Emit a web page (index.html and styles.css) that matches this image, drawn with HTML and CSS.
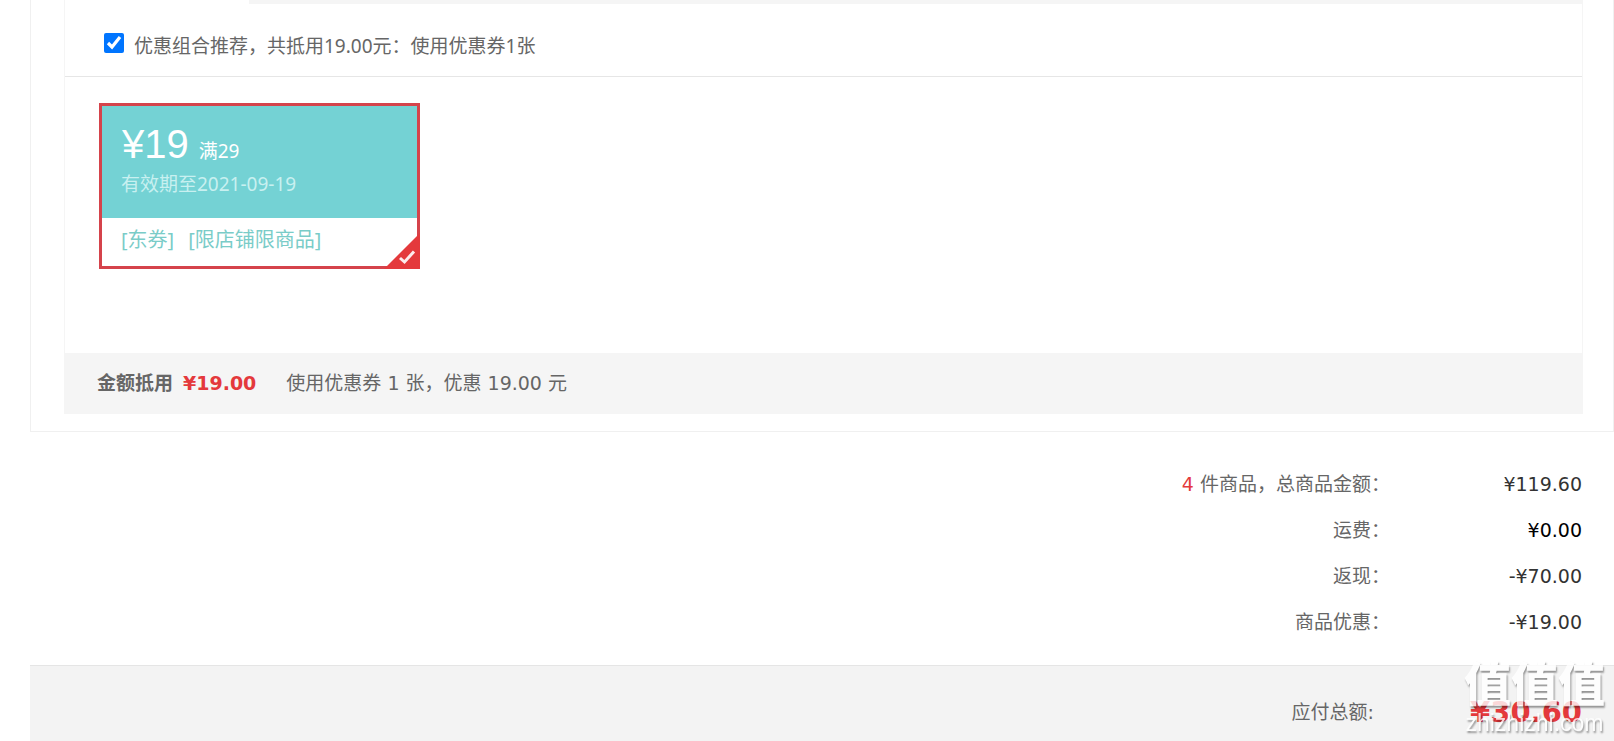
--
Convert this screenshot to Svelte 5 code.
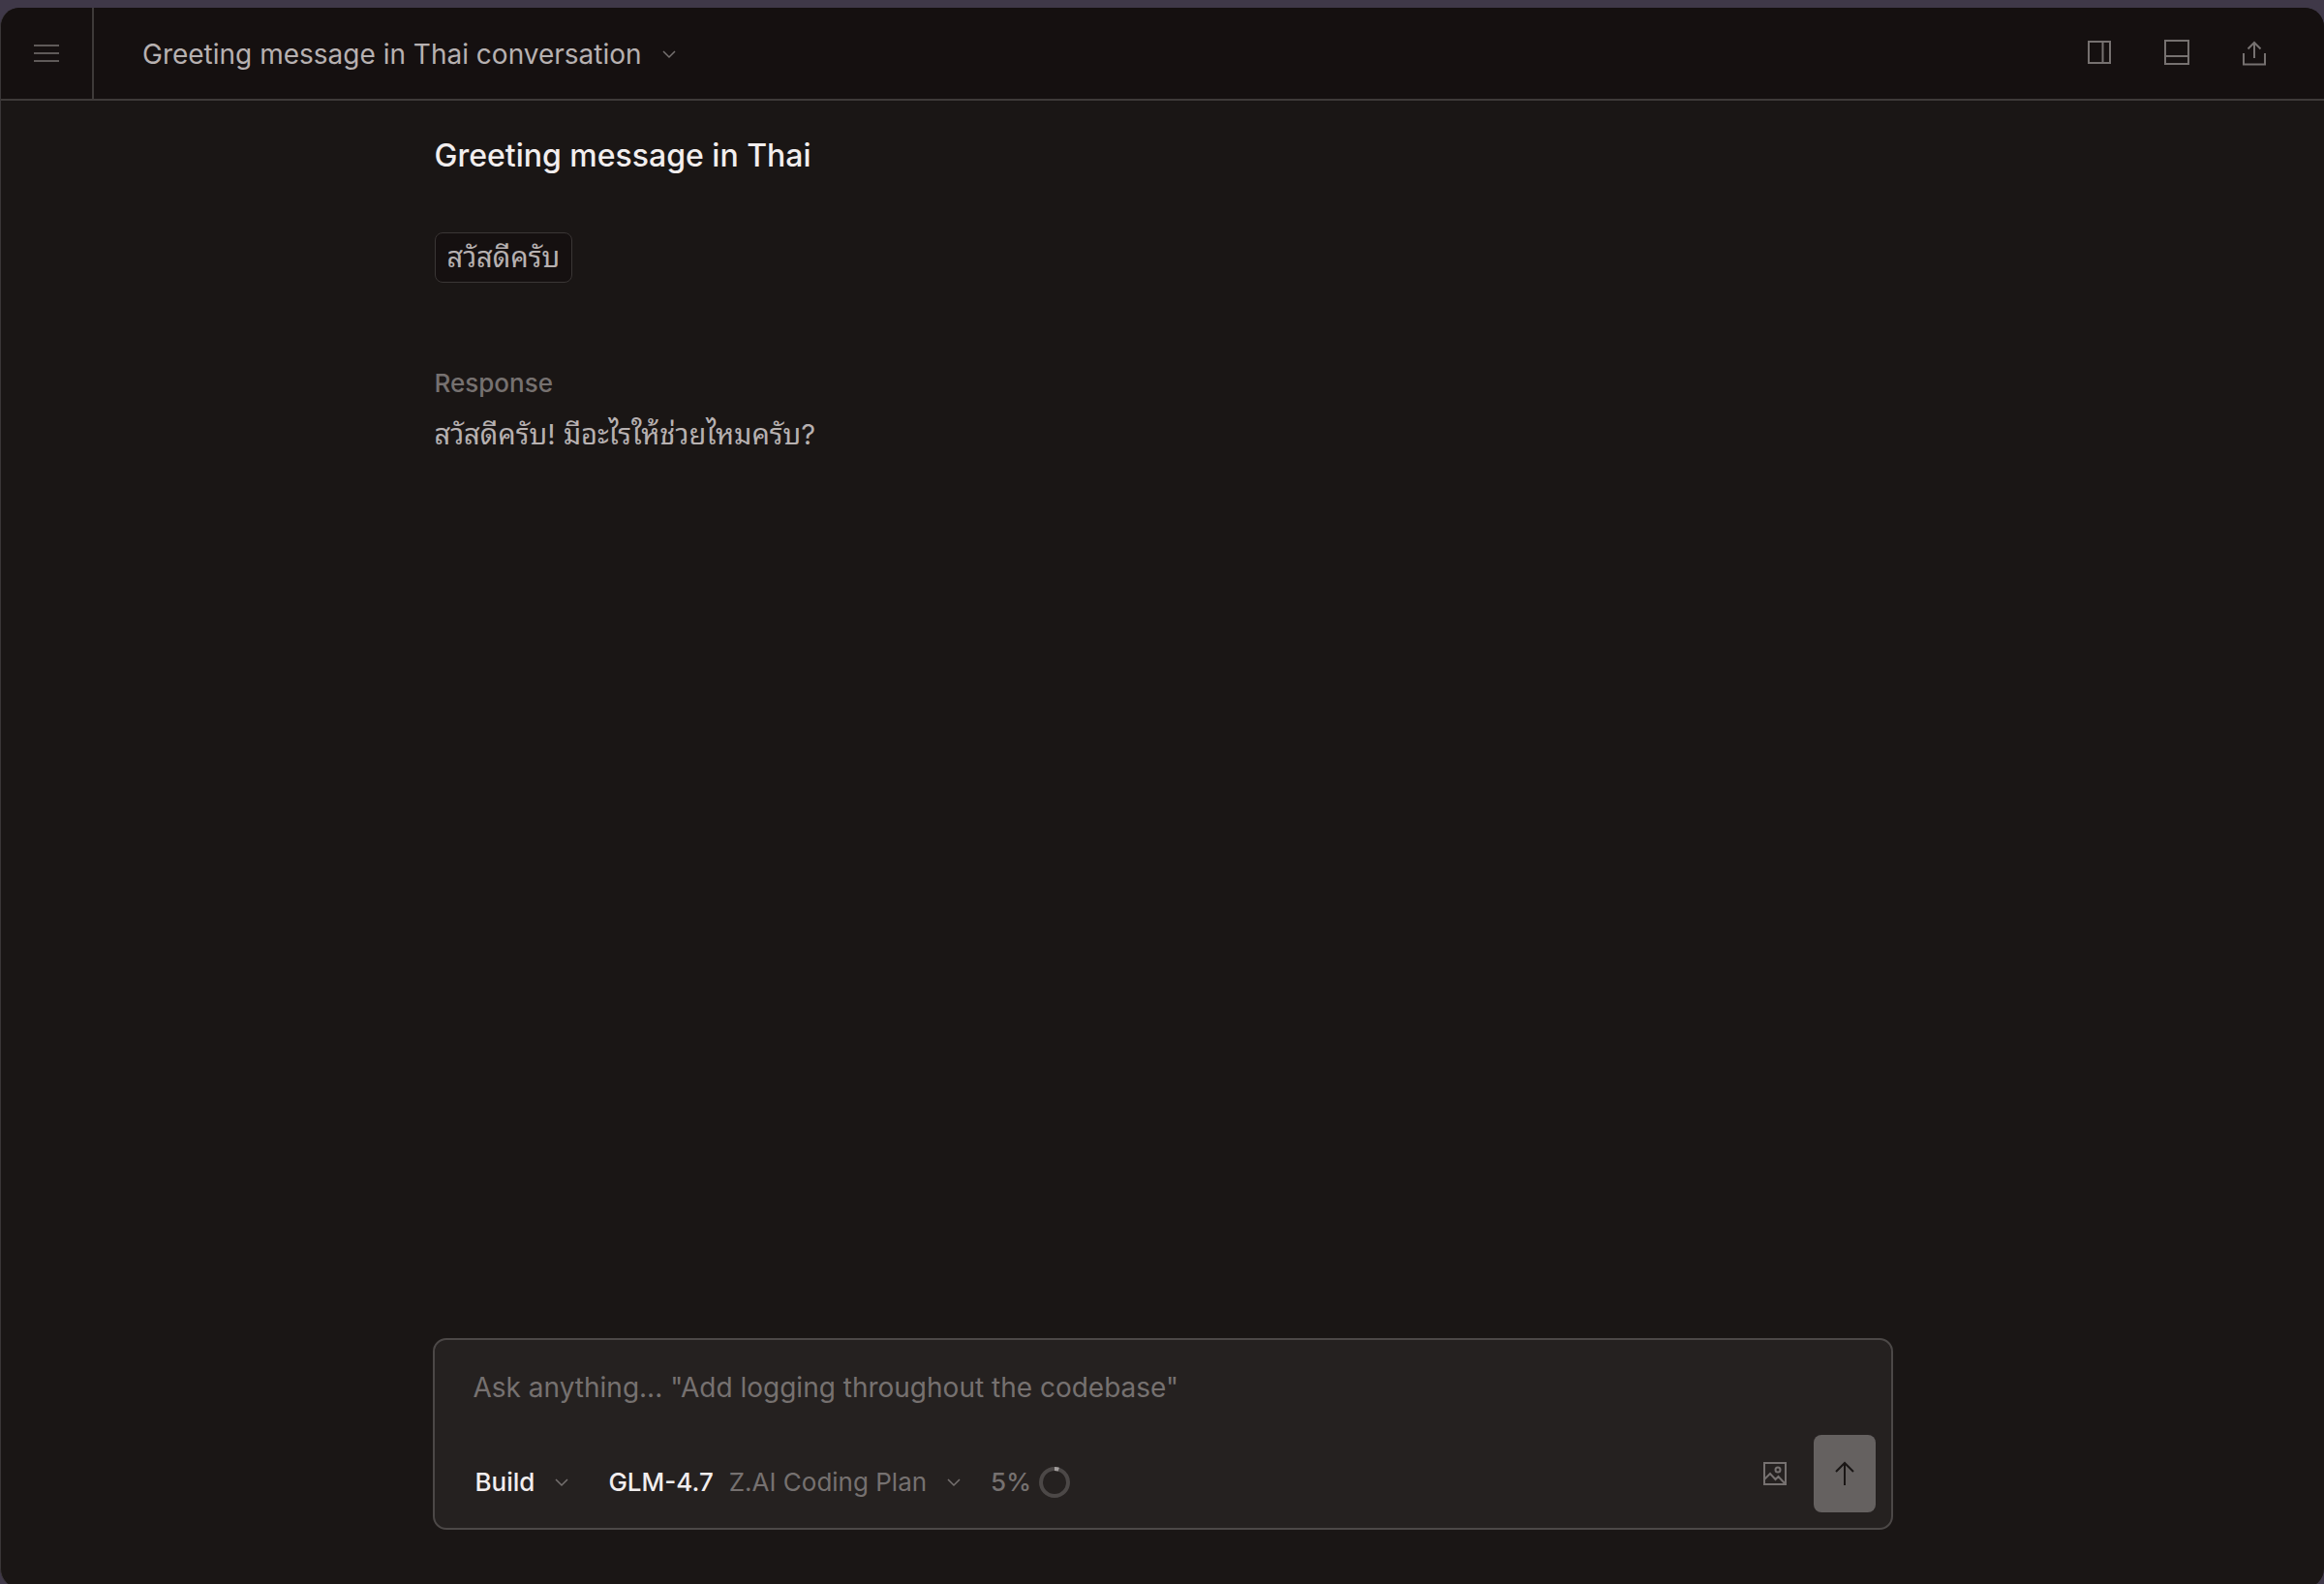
---
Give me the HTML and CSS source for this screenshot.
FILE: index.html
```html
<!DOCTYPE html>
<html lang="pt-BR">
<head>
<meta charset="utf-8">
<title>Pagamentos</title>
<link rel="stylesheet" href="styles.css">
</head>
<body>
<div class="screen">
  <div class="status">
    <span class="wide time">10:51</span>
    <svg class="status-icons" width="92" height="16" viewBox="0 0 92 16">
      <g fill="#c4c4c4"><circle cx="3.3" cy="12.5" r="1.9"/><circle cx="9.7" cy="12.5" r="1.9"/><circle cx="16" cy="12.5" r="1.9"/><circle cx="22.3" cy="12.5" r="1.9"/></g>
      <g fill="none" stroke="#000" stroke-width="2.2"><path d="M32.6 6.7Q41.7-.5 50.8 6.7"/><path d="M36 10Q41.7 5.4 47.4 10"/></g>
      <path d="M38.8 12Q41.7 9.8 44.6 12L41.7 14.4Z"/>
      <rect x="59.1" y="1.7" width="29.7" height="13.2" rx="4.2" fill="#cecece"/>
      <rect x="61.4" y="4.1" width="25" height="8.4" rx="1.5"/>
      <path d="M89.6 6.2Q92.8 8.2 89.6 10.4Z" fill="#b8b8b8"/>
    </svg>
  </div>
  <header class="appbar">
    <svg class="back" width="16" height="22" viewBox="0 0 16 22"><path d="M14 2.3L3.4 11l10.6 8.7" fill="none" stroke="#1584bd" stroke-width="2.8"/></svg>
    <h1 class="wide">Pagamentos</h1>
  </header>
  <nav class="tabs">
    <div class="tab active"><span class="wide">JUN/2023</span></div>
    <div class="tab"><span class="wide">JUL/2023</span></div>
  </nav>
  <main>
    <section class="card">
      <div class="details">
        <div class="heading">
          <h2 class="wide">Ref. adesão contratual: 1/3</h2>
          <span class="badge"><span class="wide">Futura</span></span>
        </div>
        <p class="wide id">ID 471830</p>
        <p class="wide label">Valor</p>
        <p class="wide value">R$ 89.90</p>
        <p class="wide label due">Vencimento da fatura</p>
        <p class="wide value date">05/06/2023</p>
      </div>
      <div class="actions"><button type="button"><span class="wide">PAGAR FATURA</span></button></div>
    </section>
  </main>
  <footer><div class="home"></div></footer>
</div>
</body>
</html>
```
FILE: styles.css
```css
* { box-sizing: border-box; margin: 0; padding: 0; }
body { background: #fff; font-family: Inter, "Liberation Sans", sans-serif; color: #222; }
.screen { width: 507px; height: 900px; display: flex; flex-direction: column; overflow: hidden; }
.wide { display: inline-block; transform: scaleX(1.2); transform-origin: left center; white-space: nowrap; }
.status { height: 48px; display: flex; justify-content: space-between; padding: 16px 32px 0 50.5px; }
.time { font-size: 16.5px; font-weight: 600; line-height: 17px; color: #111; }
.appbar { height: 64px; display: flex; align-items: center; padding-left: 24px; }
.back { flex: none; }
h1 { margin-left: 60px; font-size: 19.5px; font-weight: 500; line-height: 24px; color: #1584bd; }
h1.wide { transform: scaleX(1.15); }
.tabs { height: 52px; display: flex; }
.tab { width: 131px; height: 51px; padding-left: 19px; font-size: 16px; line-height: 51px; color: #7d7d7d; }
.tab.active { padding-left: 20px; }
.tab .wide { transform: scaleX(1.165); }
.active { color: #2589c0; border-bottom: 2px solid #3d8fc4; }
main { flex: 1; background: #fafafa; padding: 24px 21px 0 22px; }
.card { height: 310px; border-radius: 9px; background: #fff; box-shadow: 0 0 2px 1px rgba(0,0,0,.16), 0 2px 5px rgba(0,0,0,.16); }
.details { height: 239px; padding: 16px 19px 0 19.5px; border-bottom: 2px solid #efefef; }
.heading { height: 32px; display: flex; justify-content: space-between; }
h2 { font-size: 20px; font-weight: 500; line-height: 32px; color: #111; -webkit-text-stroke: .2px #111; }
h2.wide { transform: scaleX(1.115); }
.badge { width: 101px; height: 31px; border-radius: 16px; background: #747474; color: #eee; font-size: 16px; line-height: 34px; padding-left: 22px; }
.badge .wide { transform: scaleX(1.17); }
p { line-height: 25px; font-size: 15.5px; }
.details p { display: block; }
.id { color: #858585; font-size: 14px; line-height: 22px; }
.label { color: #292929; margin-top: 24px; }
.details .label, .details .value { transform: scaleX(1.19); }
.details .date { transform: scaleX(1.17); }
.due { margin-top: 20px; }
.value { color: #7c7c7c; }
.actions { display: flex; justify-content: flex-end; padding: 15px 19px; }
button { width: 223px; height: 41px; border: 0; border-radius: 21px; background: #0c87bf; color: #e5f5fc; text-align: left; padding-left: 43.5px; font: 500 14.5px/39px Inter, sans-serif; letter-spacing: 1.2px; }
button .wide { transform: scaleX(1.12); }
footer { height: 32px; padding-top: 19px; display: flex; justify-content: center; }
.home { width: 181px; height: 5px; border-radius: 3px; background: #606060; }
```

Given problem. Copy every line from the entries that contains the word "index".

Expected answer.
Emit a web page (index.html and styles.css) that matches this image, drawn with HTML and CSS.
FILE: index.html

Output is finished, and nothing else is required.